I had a working dual boot system with Windows 10 and Ubuntu 19.10, both on separate SSDs and decided to remove Windows altogether. I use gparted from a live usb to wipe the Windows 10 SSD altogether but in doing so, I seem to have removed the EFI and GRUB partitions for Ubuntu also. Now my BIOS does not show ANY boot options. Is there a way to recover the EFI boot files for Ubuntu?
My Ubuntu install was running in an lvm partition.
I tried using boot-repair recommended fix but ended up with an error. Here is the pastebin URL with 2,400 lines of text from the boot-info file: http://paste.ubuntu.com/p/nPVcY3NCHm/
This is why I don't recommend folks put both OS on different drives; if both OS were on the same drive, when you removed Windows 10, Ubuntu and its boot files would still be there.

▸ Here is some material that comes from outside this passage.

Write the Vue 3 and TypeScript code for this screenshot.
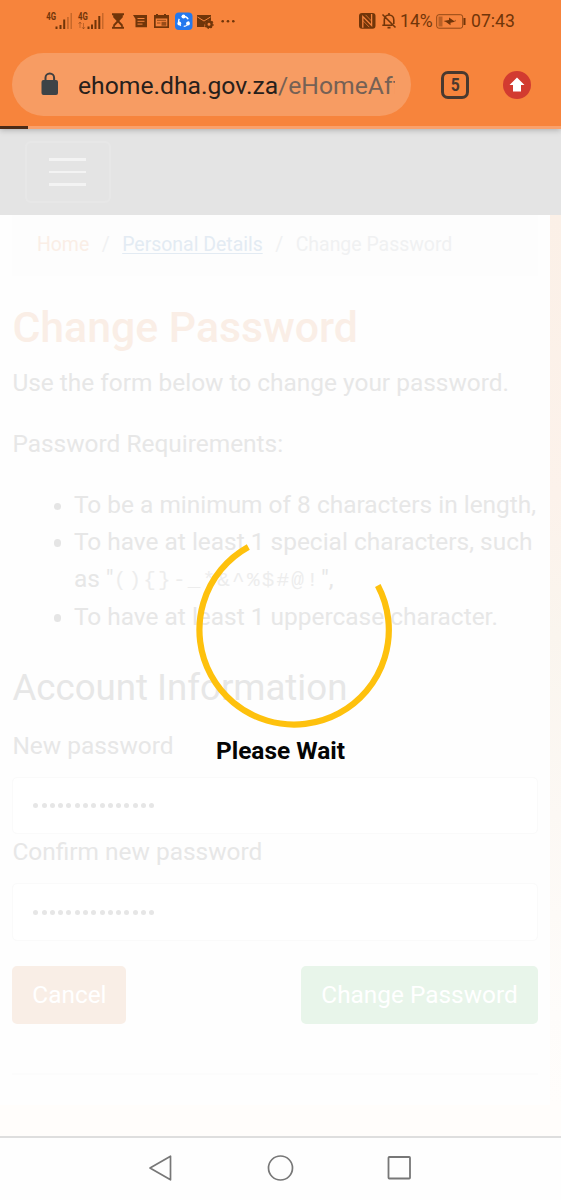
<script setup lang="ts">
const specials = '(){}-_*&^%$#@!'
const dotCount = 15
const fields: string[] = ['New password', 'Confirm new password']
</script>

<template>
  <div class="phone">
    <header class="chrome">
      <div class="status">
        <svg class="status-left" width="200" height="32" viewBox="0 0 200 32">
          <g fill="#713509">
            <text x="6.2" y="15" class="net" textLength="9.8" lengthAdjust="spacingAndGlyphs">4G</text>
            <path d="M15.5 21.5h2v2.500h-2zM19.500 20h2v4h-2zM23.200 14.500h2v9.500h-2z" />
            <path d="M27 12h1.800v12h-1.800zM30.500 8h1.500v16h-1.500z" opacity=".35" />
            <text x="38" y="15" class="net" textLength="9.800" lengthAdjust="spacingAndGlyphs">4G</text>
            <path d="M40 17v6m-1.500-4 1.500-2 1.500 2M43.500 18v6m-1.500-2 1.500 2 1.500-2" fill="none" stroke="#713509" opacity=".4" />
            <path d="M47.500 21.500h2v2.500h-2zM51 19.500h2v4.500h-2zM54.500 15h2v9h-2zM58.300 11h2v13h-2z" />
            <path d="M62 8h1.500v16H62z" opacity=".35" />
            <path d="M72 8.300h12v2h-1.200v2L79.300 16l3.500 3.800v2H84v2H72v-2h1.200v-2l3.500-3.800-3.500-3.700v-2H72z" />
            <path d="M78 17.500 74.800 21v.9h6.400V21z" fill="#f7843c" />
            <path d="M93 10h14v12.300H95.500V14z" />
            <path d="M97.500 13.500h7m-7 2.800h7m-7 2.800h5" stroke="#f7843c" stroke-width="1" />
            <path d="M114 10h2V9h2v1h6V9h2v1h3v13h-15z" />
            <path d="M115.700 13.500h11.600v7.800h-11.600z" fill="#f7843c" />
            <path d="M117 15.300h9M117 18h3.500" stroke="#713509" opacity=".7" />
            <path d="M121.500 16.800h4.800v3.900h-4.800z" opacity=".7" />
            <path d="M157 10h14v5.500a5.500 5.500 0 0 0-6.500 6.500H157z" />
            <path d="m157.500 12 6.500 4 6.500-4" fill="none" stroke="#f7843c" stroke-width="1" />
            <circle cx="169" cy="19.200" r="2.700" fill="none" stroke="#713509" stroke-width="2.400" />
            <circle cx="169" cy="19.200" r="4.100" fill="none" stroke="#713509" stroke-width="1.200" stroke-dasharray="1.600 1.540" />
            <circle cx="182.700" cy="16.200" r="1.300" /><circle cx="188" cy="16.200" r="1.300" /><circle cx="193.300" cy="16.200" r="1.300" />
          </g>
          <rect x="135" y="7.500" width="17.500" height="17.500" rx="4" fill="#2478ee" />
          <circle cx="143.600" cy="16.400" r="5" fill="none" stroke="#fff" stroke-width="1.400" stroke-dasharray="7.500 2.970" />
          <g fill="#fff"><circle cx="143.500" cy="11.500" r="1.900" /><circle cx="139.300" cy="18.500" r="1.900" /><circle cx="148" cy="18.500" r="1.900" /></g>
        </svg>
        <div class="status-right">
          <svg width="41" height="18" viewBox="0 0 41 18">
            <rect x="0" y="1" width="16.500" height="15.800" rx="3" fill="#713509" />
            <path d="M3.800 15.800V4.500l8.800 9V2" fill="none" stroke="#f7843c" stroke-width="1.300" />
            <path d="M6.500 2.800l6.100 6.300M3.800 8.500l6.500 6.700" stroke="#f7843c" stroke-width=".9" opacity=".8" />
            <path d="M25.300 13.200V8c0-3 2-5 4.700-5s4.800 2 4.800 5v4M23.300 13.200h10M30 3V1M28.500 15.600h3M23.500 2.500l13 13" fill="none" stroke="#713509" stroke-width="1.600" />
          </svg>
          <span class="pct">14%</span>
          <svg class="batt" width="30" height="15" viewBox="0 0 30 15">
            <rect x=".7" y=".7" width="26" height="13.500" rx="2.200" fill="none" stroke="#713509" stroke-width="1" opacity=".75" />
            <path d="M2.500 2.500h4v10h-4z" fill="#713509" opacity=".45" />
            <path d="m7.500 7 5.500-1V3.500L19.500 8V5.800l-1 1 1.500.7-5.500 1.200v2.500L10 8z" fill="#713509" />
            <path d="M28.500 4v7" stroke="#713509" stroke-width="2" />
          </svg>
          <span class="time">07:43</span>
        </div>
      </div>
      <div class="toolbar">
        <div class="address">
          <svg width="18" height="24" viewBox="0 0 18 24">
            <path d="M4.500 9V5.800a4.300 4.300 0 0 1 8.600 0V9" fill="none" stroke="#413f3f" stroke-width="2" />
            <rect x=".5" y="8" width="16.500" height="15" rx="2" fill="#3d4347" />
          </svg>
          <div class="url">ehome.dha.gov.za<span>/eHomeAff</span></div>
        </div>
        <div class="tabs"><span>5</span></div>
        <svg class="update" width="28" height="28" viewBox="0 0 28 28">
          <circle cx="14" cy="14" r="14" fill="#d23b30" />
          <path d="m14 6.500 7.500 7.500H18v6.500h-8V14H6.500z" fill="#fff" />
        </svg>
      </div>
      <div class="progress"><div class="progress-fill"></div></div>
    </header>

    <main class="page">
      <nav class="navbar">
        <button class="burger" aria-label="Menu"><i></i><i></i><i></i></button>
      </nav>
      <div class="backdrop">
        <div class="content">
          <div class="crumbs">
            <span class="home">Home</span><span class="sep">/</span><a>Personal Details</a><span class="sep">/</span><span class="current">Change Password</span>
          </div>
          <h1><span>Change Password</span></h1>
          <p class="lead">Use the form below to change your password.</p>
          <p class="req">Password Requirements:</p>
          <ul>
            <li>To be a minimum of 8 characters in length,</li>
            <li>To have at least 1 special characters, such<br /><span class="code-line">as "<code>{{ specials }}</code>",</span></li>
            <li>To have at least 1 uppercase character.</li>
          </ul>
          <h2>Account Information</h2>
          <div v-for="label in fields" :key="label" class="field">
            <label>{{ label }}</label>
            <div class="input"><b v-for="n in dotCount" :key="n"></b></div>
          </div>
          <div class="actions">
            <button class="btn cancel">Cancel</button>
            <button class="btn submit">Change Password</button>
          </div>
          <hr />
        </div>
      </div>
      <div class="loader">
        <svg width="200" height="200" viewBox="0 0 200 200">
          <path d="M54.300 17A94.700 94.700 0 1 0 183.800 55.500" fill="none" stroke="#fec10d" stroke-width="6.200" />
        </svg>
        <strong>Please Wait</strong>
      </div>
    </main>

    <footer class="system-nav">
      <svg width="26" height="28" viewBox="0 0 26 28"><path d="M22.500 2.200v23.600L2 14z" fill="none" stroke="#777" stroke-width="1.700" stroke-linejoin="round" /></svg>
      <svg width="28" height="28" viewBox="0 0 28 28"><circle cx="13.500" cy="14" r="12" fill="none" stroke="#777" stroke-width="1.700" /></svg>
      <svg width="26" height="28" viewBox="0 0 26 28"><rect x="1.500" y="3" width="21.500" height="21.500" rx=".8" fill="none" stroke="#777" stroke-width="1.800" /></svg>
    </footer>
  </div>
</template>

<style>
body { margin: 0; background: #fff; }
</style>

<style scoped>
* { box-sizing: border-box; }
.phone { width: 561px; height: 1200px; display: flex; flex-direction: column; overflow: hidden; font-family: Roboto, "Liberation Sans", sans-serif; font-size: 24.45px; line-height: 36.6px; color: #e7e7e7; }
.chrome { height: 129px; flex: none; background: #f7843c; display: flex; flex-direction: column; position: relative; z-index: 1; box-shadow: 0 1px 6px rgba(0,0,0,.25); }
.status { height: 42px; display: flex; justify-content: space-between; padding: 5px 46px 0 40px; color: #713509; }
.net { font: 700 10.5px Roboto, sans-serif; }
.status-right { display: flex; align-items: center; height: 32px; font-size: 17.6px; line-height: 32px; }
.status-right > svg { flex: none; }
.pct { width: 34px; padding-top: 0; }
.batt { margin-left: 2px; margin-right: 5px; }
.time { width: 44px; padding-top: 0; }
.toolbar { height: 85px; display: flex; align-items: center; padding: 2px 30px 0 12px; }
.address { width: 399px; height: 63px; border-radius: 32px; background: #f79c63; display: flex; align-items: center; padding: 0 16px 0 29px; }
.address svg { flex: none; margin-top: -1px; }
.url { margin-left: 19px; padding-top: 3px; width: 317px; overflow: hidden; white-space: nowrap; color: #27201b; font-size: 24.7px; line-height: 40px; }
.url span { color: #756155; }
.tabs { width: 28px; height: 28px; margin-left: 30px; border: 3px solid #49392f; border-radius: 7px; color: #49392f; font-size: 18.5px; font-weight: 700; line-height: 23px; text-align: center; }
.tabs span { display: inline-block; transform: scaleX(.85); }
.update { margin-left: 34px; }
.progress { height: 3px; margin-top: auto; background: #f9a16c; }
.progress-fill { width: 28px; height: 3px; background: #4c2b17; }
.page { height: 1007px; position: relative; flex: none; }
.navbar { height: 86px; background: #e4e4e4; padding: 12px 25px; }
.burger { width: 86px; height: 62px; padding: 0 22px; border: 2px solid #e7e7e7; border-radius: 6px; background: none; display: flex; flex-direction: column; justify-content: center; gap: 9.800px; }
.burger i { width: 37px; height: 2.500px; background: #f3f3f3; display: block; }
.backdrop { height: 921px; background: linear-gradient(#fbf0e7 0, #fcf2eb 280px, #faf5ee 420px, #fcf8f4 600px, #fefcfa 800px, #fffdfb 890px); }
.content { width: 550px; height: 890px; background: #fefefe; padding: 0 12px 0 12.400px; }
.crumbs { height: 61px; background: #fdfdfd; padding: 12px 24.500px 0; font-size: 19.450px; display: flex; white-space: nowrap; }
.home { color: #faeee6; }
.sep { width: 33px; text-align: center; color: #f0f1f2; }
.crumbs a { color: #e3ebf3; text-decoration: underline; text-decoration-thickness: 1px; text-underline-offset: 2px; }
.current { color: #f0f1f2; }
h1 { margin: 25.600px 0 12.200px; font-size: 42.800px; line-height: 51.600px; font-weight: 500; color: #faeee6; white-space: nowrap; }
p { margin: 0 0 24.400px; white-space: nowrap; }
ul { margin: 0; padding: 0 0 0 61.500px; white-space: nowrap; list-style: none; }
li { position: relative; }
li::before { content: ""; position: absolute; left: -20px; top: 15.500px; width: 7.500px; height: 7.500px; border-radius: 50%; background: #e5e5e5; }
.code-line { display: inline-block; height: 38.200px; line-height: 35.500px; vertical-align: top; }
code { font-family: "Liberation Mono", monospace; font-size: 21px; letter-spacing: 2.200px; color: #ededed; line-height: 1; position: relative; top: -1px; }
h2 { margin: 30.500px 0 18.200px; font-size: 36.650px; line-height: 43.900px; font-weight: 400; white-space: nowrap; }
.field { height: 106.500px; }
label { display: block; height: 36.600px; margin-bottom: 12.200px; }
.input { height: 57.700px; border: 1.500px solid #fafafa; border-radius: 5px; display: flex; align-items: center; gap: 3.270px; padding-left: 20px; background: #fff; }
.input b { width: 5px; height: 5px; border-radius: 50%; background: #e6e6e6; }
.actions { display: flex; justify-content: space-between; margin-top: 25px; }
.btn { height: 58px; border: 0; border-radius: 5px; color: #fff; font: 400 24.400px Roboto, sans-serif; padding: 0; white-space: nowrap; }
.cancel { width: 114px; background: #f9eee6; }
.submit { width: 237px; background: #e8f5ea; }
hr { margin: 49.500px 0 0; border: 0; height: 2px; background: #fcfcfc; }
.loader { position: absolute; left: 194px; top: 401px; width: 200px; color: #050505; }
.loader svg { display: block; }
.loader strong { display: block; width: 173px; margin-top: 3px; text-align: center; font-weight: 700; white-space: nowrap; }
.system-nav { height: 64px; border-top: 2px solid #dedede; background: #fefefe; display: flex; gap: 105px; padding: 15.500px 0 0 148px; flex: none; }
.system-nav svg:last-child { margin-left: -13px; }
.system-nav svg:nth-child(2) { margin-left: -12px; }
</style>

When you install Ubuntu, it asks which partition OR drive to use to store the boot information; I normally use the first drive, not any partition; just /dev/sda (or equivalent).
Then /home and \Users end up on the second SSD, so all the data's together and you only need to back up that second drive frequently.
Can /boot/efi and the GRUB files be recovered? Try the free, Open Source app TestDisk which has oodles of documentation and can be installed for Windows, Linux, and MacOS X to recover files from lvm and many, many, more filesystems.